Two Thirds of U.S. Latinos Breathe Air that Fails Federal Standards

WASHINGTON (October 20, 2004) - Many Latinos suffer more from environmental health problems than the general population, according to a report released today by NRDC (Natural Resources Defense Council). The report, "Hidden Danger: Environmental Health Threats in the Latino Community," is available in Spanish and English.

Latinos, who now comprise the majority in some of the nation's most polluted urban and agricultural areas, are particularly threatened by air pollution, agricultural pesticides, and other contaminants such as lead and mercury. Exposure to these contaminants can cause serious health problems, including asthma and cancer; giardiasis, hepatitis, cholera and other waterborne diseases; and neurological and developmental problems.

The report found that too often government authorities, businesses, farm operators and landlords fail to provide warnings in Spanish about environmental health threats, while federal and state agencies have not collected relevant data or conducted studies assessing environmental health threats in Latino communities.

"We have an information gap," said Adrianna Quintero, author of the report and NRDC's director of Latino outreach. "On the one hand, government agencies have not done an adequate job investigating the link between pollution and Latino health. On the other hand, those agencies, businesses and other authorities have not adequately warned the Latino community about the health risks we know are there. No matter how you slice it, Latinos are not getting the information they need to protect themselves."

The environmental problems described in the report range from mercury contamination and air pollution to arsenic in drinking water and pesticide exposure. The report provides some sobering statistics:

  • Nearly 26 million of the 38.8 million Latinos in the United States live in areas that violate federal air quality standards (page 9).

  • Many Latino communities across the United States have poor drinking water quality. For example, drinking water supplies in Albuquerque and Ajo, Arizona, have elevated levels of arsenic (page 32), while 12 percent of the residents in the U.S.-Mexico border region do not have access to potable water (page 28).

  • Nearly 90 percent of U.S. farmworkers are Latino, and many of these laborers and their families are routinely exposed to toxic pesticides (page 38).

  • Latino children are twice as likely as non-Hispanic white children to have unsafe levels of lead in their blood (page 50).

  • Between 19 percent and 44 percent of Hispanic respondents to a recent survey reported using mercury for magic or religious purposes. Researchers estimate that 47,000 capsules of mercury are sold each year in New York City alone for these activities (page 58).

U.S. Latino communities can better protect themselves from pollution-related health problems, the report notes, but only with a concerted effort by government and industry. The report recommends more government funding for research to better identify the problems, as well as for broader outreach to the Latino community. It also calls for federal and state action to strengthen water and air quality safeguards, ban or restrict the use of hazardous pesticides, and tighten controls on polluters.

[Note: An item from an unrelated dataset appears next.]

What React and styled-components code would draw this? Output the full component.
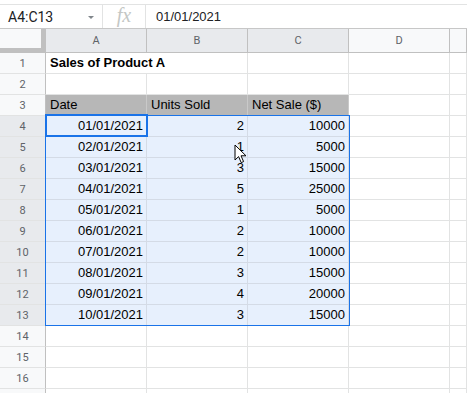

"Latinos across the country are suffering more from industrial pollution," said Dr. Elena V. Ríos, president and CEO of the National Hispanic Medical Association. "We need a lot more information from our local, state and federal health authorities, and the Environmental Protection Agency needs to do a better job enforcing the law. Not only would that improve the health of the Latino community, it would improve the health of all Americans."